By adding different clips into the film it would humanize ideas and issues that were presented, but it would also add humor to the film at times too. By using these cinematic techniques and many more it would help drive the point across to the audience watching. The audio and sound effects also help to strengthen the purpose of the video. Towards the end, the children and parents are all getting ready to go to the lottery. All being different because they all live in different areas. But when they finally arrive to the lottery, all goes silent.

They are all impatiently waiting for their name or number to be called. And what Guggenheim does to show us everyone and their experience is show short clips of each one, back to back. And then when the lottery begins and names and numbers are being called, it will show us the spaces available for the school each are trying to get into and how many people are applying. He also includes a countdown of each child’s school. So if there are 20 spaces, with each name pulled, it counts it down, adding the suspense if that particular kid is going to get in.

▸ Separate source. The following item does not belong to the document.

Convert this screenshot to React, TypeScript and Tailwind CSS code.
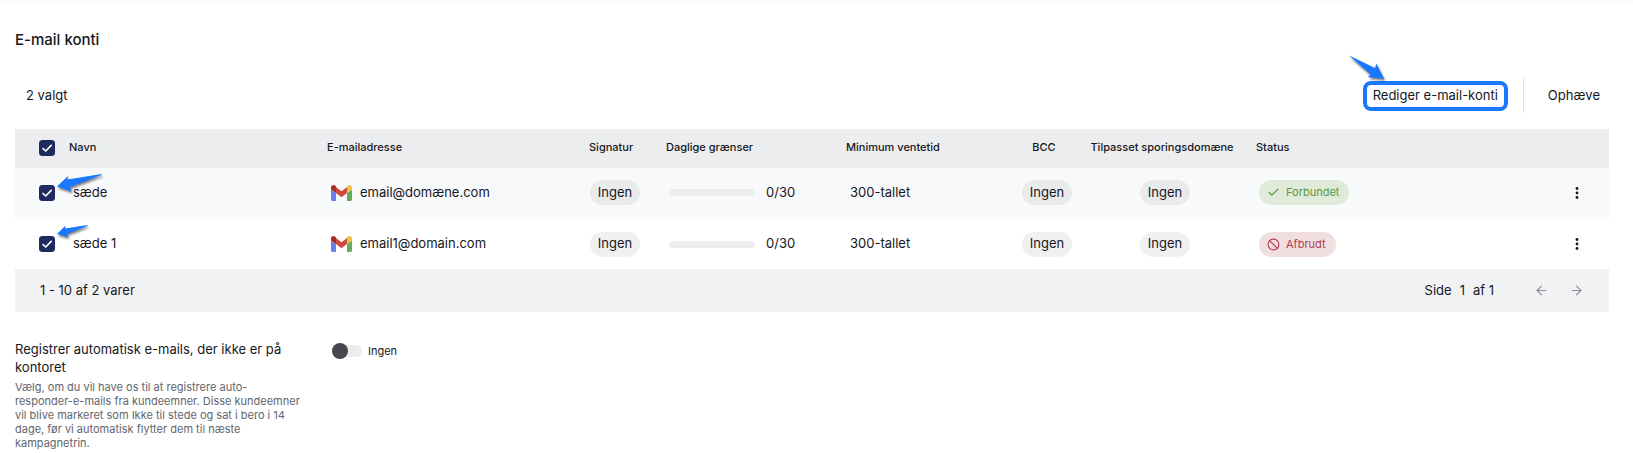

By the end of each lottery, only 1 was accepted and that was Emily. But when Anthony was not accepted instead of it just saying “NOT ACCEPTED” it also said “5TH ON WAITING LIST. ” Giving the audience hope for him. And then, Anthony later receives a call from the boarding school he applied to, accepting him. This makes the audience very happy. And then Guggenheim end the whole film with Anthony leaving for boarding school, choosing a bed, and laying in his new bed looking at a picture of his late father holding him as a baby.